> **Records shown**:
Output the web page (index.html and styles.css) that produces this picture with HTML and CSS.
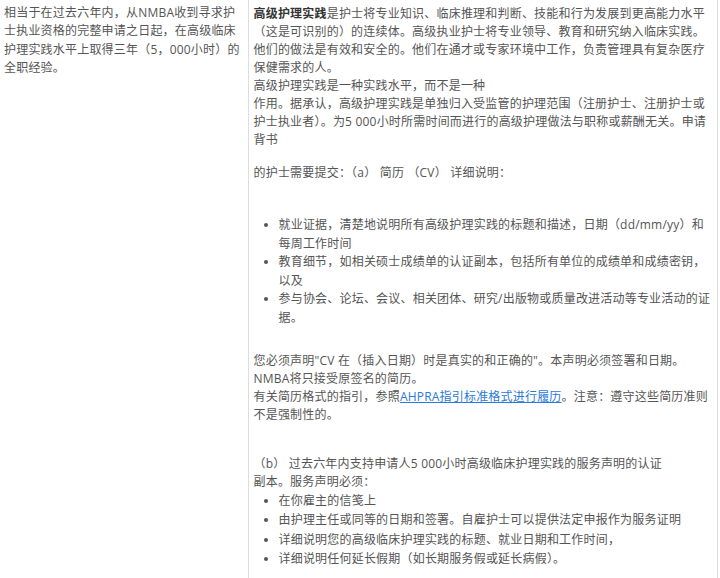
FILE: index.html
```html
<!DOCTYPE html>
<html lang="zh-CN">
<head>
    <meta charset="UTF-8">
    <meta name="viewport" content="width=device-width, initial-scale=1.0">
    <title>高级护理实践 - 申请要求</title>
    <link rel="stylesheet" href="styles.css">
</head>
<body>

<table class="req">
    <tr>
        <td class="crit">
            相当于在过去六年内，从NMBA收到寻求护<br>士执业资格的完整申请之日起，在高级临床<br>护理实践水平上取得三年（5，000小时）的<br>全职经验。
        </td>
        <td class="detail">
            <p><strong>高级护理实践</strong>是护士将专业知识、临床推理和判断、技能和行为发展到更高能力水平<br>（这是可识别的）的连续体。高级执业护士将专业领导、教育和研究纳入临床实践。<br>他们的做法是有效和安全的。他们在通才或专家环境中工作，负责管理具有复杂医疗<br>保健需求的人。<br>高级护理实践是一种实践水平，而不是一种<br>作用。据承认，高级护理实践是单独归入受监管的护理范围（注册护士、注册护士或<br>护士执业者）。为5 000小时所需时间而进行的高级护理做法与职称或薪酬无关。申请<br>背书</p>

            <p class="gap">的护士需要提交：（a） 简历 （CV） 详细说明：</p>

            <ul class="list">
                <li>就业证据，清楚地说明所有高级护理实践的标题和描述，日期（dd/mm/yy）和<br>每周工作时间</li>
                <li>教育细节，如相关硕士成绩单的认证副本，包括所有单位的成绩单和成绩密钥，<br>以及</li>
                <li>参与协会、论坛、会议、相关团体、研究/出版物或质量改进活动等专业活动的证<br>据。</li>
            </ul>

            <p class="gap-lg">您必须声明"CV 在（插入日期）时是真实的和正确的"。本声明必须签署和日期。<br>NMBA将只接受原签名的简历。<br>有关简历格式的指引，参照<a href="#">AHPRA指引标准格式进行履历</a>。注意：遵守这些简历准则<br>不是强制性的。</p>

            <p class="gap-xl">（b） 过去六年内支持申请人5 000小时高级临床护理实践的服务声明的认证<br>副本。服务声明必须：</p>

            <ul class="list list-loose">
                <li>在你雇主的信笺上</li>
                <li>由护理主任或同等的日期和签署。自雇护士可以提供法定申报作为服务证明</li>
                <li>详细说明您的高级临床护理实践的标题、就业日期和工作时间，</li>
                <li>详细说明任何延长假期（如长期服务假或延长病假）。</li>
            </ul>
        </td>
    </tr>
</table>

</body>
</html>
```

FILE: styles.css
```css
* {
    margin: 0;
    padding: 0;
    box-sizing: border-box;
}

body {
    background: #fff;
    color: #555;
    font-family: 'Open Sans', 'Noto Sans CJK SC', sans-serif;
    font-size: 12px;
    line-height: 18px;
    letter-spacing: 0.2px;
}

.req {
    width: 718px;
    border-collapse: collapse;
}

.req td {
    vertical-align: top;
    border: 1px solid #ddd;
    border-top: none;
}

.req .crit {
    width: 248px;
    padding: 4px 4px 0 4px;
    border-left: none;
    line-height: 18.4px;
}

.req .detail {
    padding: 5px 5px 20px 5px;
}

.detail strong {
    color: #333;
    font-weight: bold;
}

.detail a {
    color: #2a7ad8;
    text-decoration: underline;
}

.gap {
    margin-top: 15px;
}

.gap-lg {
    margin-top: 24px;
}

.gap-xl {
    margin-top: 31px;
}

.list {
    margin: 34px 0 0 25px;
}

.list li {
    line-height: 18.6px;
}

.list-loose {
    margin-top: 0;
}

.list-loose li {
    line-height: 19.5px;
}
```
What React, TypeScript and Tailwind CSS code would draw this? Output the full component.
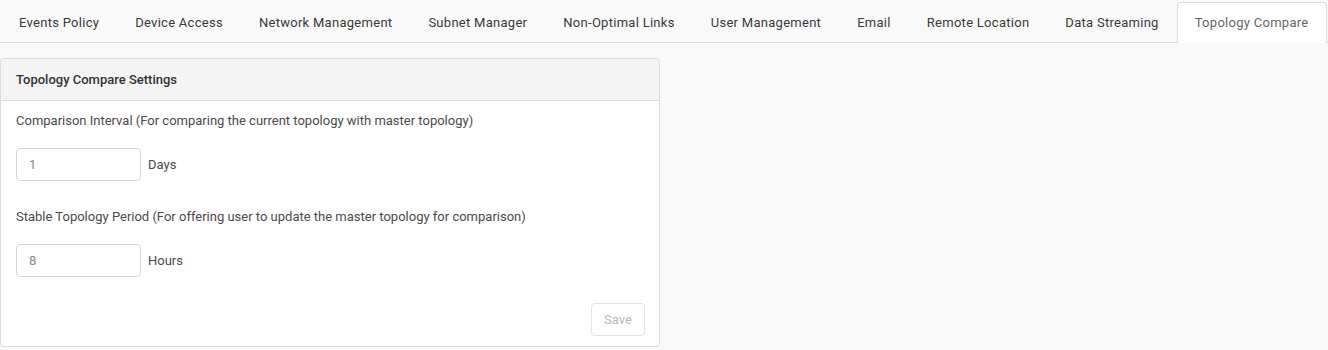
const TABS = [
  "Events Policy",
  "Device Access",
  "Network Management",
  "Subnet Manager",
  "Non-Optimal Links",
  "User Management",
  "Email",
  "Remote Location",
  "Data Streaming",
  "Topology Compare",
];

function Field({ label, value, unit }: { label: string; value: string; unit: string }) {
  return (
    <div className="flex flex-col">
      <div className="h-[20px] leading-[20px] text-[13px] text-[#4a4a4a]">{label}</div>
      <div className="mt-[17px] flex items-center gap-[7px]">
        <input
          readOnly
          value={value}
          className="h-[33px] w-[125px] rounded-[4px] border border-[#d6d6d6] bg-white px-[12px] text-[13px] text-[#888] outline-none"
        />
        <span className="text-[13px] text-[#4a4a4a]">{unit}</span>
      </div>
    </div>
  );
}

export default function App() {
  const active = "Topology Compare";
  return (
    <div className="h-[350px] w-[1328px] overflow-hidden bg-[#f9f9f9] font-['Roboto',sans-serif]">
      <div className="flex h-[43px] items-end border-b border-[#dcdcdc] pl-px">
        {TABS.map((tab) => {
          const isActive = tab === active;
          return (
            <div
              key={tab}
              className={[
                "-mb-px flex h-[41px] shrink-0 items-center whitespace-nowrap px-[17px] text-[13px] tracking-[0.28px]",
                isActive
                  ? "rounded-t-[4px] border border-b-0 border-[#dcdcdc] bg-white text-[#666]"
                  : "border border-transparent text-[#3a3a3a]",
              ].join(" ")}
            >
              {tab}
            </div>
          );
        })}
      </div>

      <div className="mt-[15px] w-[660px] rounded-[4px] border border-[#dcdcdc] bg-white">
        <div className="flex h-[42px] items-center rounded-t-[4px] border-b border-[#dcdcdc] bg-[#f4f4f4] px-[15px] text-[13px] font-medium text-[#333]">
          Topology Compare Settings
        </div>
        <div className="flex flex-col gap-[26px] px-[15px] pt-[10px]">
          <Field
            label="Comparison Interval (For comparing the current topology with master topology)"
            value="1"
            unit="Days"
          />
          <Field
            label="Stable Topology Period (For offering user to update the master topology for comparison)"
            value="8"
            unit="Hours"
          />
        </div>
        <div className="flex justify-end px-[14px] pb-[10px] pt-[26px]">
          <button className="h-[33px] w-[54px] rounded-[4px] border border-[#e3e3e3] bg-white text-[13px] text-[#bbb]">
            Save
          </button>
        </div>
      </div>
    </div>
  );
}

> **What is expected**:
Transcribe every line in the entries above, taking out only the images.

> **Task output**:
Output the web page (index.html and styles.css) that produces this picture with HTML and CSS.
FILE: index.html
```html
<!DOCTYPE html>
<html lang="zh-CN">
<head>
    <meta charset="UTF-8">
    <meta name="viewport" content="width=device-width, initial-scale=1.0">
    <title>高级护理实践 - 申请要求</title>
    <link rel="stylesheet" href="styles.css">
</head>
<body>

<table class="req">
    <tr>
        <td class="crit">
            相当于在过去六年内，从NMBA收到寻求护<br>士执业资格的完整申请之日起，在高级临床<br>护理实践水平上取得三年（5，000小时）的<br>全职经验。
        </td>
        <td class="detail">
            <p><strong>高级护理实践</strong>是护士将专业知识、临床推理和判断、技能和行为发展到更高能力水平<br>（这是可识别的）的连续体。高级执业护士将专业领导、教育和研究纳入临床实践。<br>他们的做法是有效和安全的。他们在通才或专家环境中工作，负责管理具有复杂医疗<br>保健需求的人。<br>高级护理实践是一种实践水平，而不是一种<br>作用。据承认，高级护理实践是单独归入受监管的护理范围（注册护士、注册护士或<br>护士执业者）。为5 000小时所需时间而进行的高级护理做法与职称或薪酬无关。申请<br>背书</p>

            <p class="gap">的护士需要提交：（a） 简历 （CV） 详细说明：</p>

            <ul class="list">
                <li>就业证据，清楚地说明所有高级护理实践的标题和描述，日期（dd/mm/yy）和<br>每周工作时间</li>
                <li>教育细节，如相关硕士成绩单的认证副本，包括所有单位的成绩单和成绩密钥，<br>以及</li>
                <li>参与协会、论坛、会议、相关团体、研究/出版物或质量改进活动等专业活动的证<br>据。</li>
            </ul>

            <p class="gap-lg">您必须声明"CV 在（插入日期）时是真实的和正确的"。本声明必须签署和日期。<br>NMBA将只接受原签名的简历。<br>有关简历格式的指引，参照<a href="#">AHPRA指引标准格式进行履历</a>。注意：遵守这些简历准则<br>不是强制性的。</p>

            <p class="gap-xl">（b） 过去六年内支持申请人5 000小时高级临床护理实践的服务声明的认证<br>副本。服务声明必须：</p>

            <ul class="list list-loose">
                <li>在你雇主的信笺上</li>
                <li>由护理主任或同等的日期和签署。自雇护士可以提供法定申报作为服务证明</li>
                <li>详细说明您的高级临床护理实践的标题、就业日期和工作时间，</li>
                <li>详细说明任何延长假期（如长期服务假或延长病假）。</li>
            </ul>
        </td>
    </tr>
</table>

</body>
</html>
```

FILE: styles.css
```css
* {
    margin: 0;
    padding: 0;
    box-sizing: border-box;
}

body {
    background: #fff;
    color: #555;
    font-family: 'Open Sans', 'Noto Sans CJK SC', sans-serif;
    font-size: 12px;
    line-height: 18px;
    letter-spacing: 0.2px;
}

.req {
    width: 718px;
    border-collapse: collapse;
}

.req td {
    vertical-align: top;
    border: 1px solid #ddd;
    border-top: none;
}

.req .crit {
    width: 248px;
    padding: 4px 4px 0 4px;
    border-left: none;
    line-height: 18.4px;
}

.req .detail {
    padding: 5px 5px 20px 5px;
}

.detail strong {
    color: #333;
    font-weight: bold;
}

.detail a {
    color: #2a7ad8;
    text-decoration: underline;
}

.gap {
    margin-top: 15px;
}

.gap-lg {
    margin-top: 24px;
}

.gap-xl {
    margin-top: 31px;
}

.list {
    margin: 34px 0 0 25px;
}

.list li {
    line-height: 18.6px;
}

.list-loose {
    margin-top: 0;
}

.list-loose li {
    line-height: 19.5px;
}
```
What React, TypeScript and Tailwind CSS code would draw this? Output the full component.
const TABS = [
  "Events Policy",
  "Device Access",
  "Network Management",
  "Subnet Manager",
  "Non-Optimal Links",
  "User Management",
  "Email",
  "Remote Location",
  "Data Streaming",
  "Topology Compare",
];

function Field({ label, value, unit }: { label: string; value: string; unit: string }) {
  return (
    <div className="flex flex-col">
      <div className="h-[20px] leading-[20px] text-[13px] text-[#4a4a4a]">{label}</div>
      <div className="mt-[17px] flex items-center gap-[7px]">
        <input
          readOnly
          value={value}
          className="h-[33px] w-[125px] rounded-[4px] border border-[#d6d6d6] bg-white px-[12px] text-[13px] text-[#888] outline-none"
        />
        <span className="text-[13px] text-[#4a4a4a]">{unit}</span>
      </div>
    </div>
  );
}

export default function App() {
  const active = "Topology Compare";
  return (
    <div className="h-[350px] w-[1328px] overflow-hidden bg-[#f9f9f9] font-['Roboto',sans-serif]">
      <div className="flex h-[43px] items-end border-b border-[#dcdcdc] pl-px">
        {TABS.map((tab) => {
          const isActive = tab === active;
          return (
            <div
              key={tab}
              className={[
                "-mb-px flex h-[41px] shrink-0 items-center whitespace-nowrap px-[17px] text-[13px] tracking-[0.28px]",
                isActive
                  ? "rounded-t-[4px] border border-b-0 border-[#dcdcdc] bg-white text-[#666]"
                  : "border border-transparent text-[#3a3a3a]",
              ].join(" ")}
            >
              {tab}
            </div>
          );
        })}
      </div>

      <div className="mt-[15px] w-[660px] rounded-[4px] border border-[#dcdcdc] bg-white">
        <div className="flex h-[42px] items-center rounded-t-[4px] border-b border-[#dcdcdc] bg-[#f4f4f4] px-[15px] text-[13px] font-medium text-[#333]">
          Topology Compare Settings
        </div>
        <div className="flex flex-col gap-[26px] px-[15px] pt-[10px]">
          <Field
            label="Comparison Interval (For comparing the current topology with master topology)"
            value="1"
            unit="Days"
          />
          <Field
            label="Stable Topology Period (For offering user to update the master topology for comparison)"
            value="8"
            unit="Hours"
          />
        </div>
        <div className="flex justify-end px-[14px] pb-[10px] pt-[26px]">
          <button className="h-[33px] w-[54px] rounded-[4px] border border-[#e3e3e3] bg-white text-[13px] text-[#bbb]">
            Save
          </button>
        </div>
      </div>
    </div>
  );
}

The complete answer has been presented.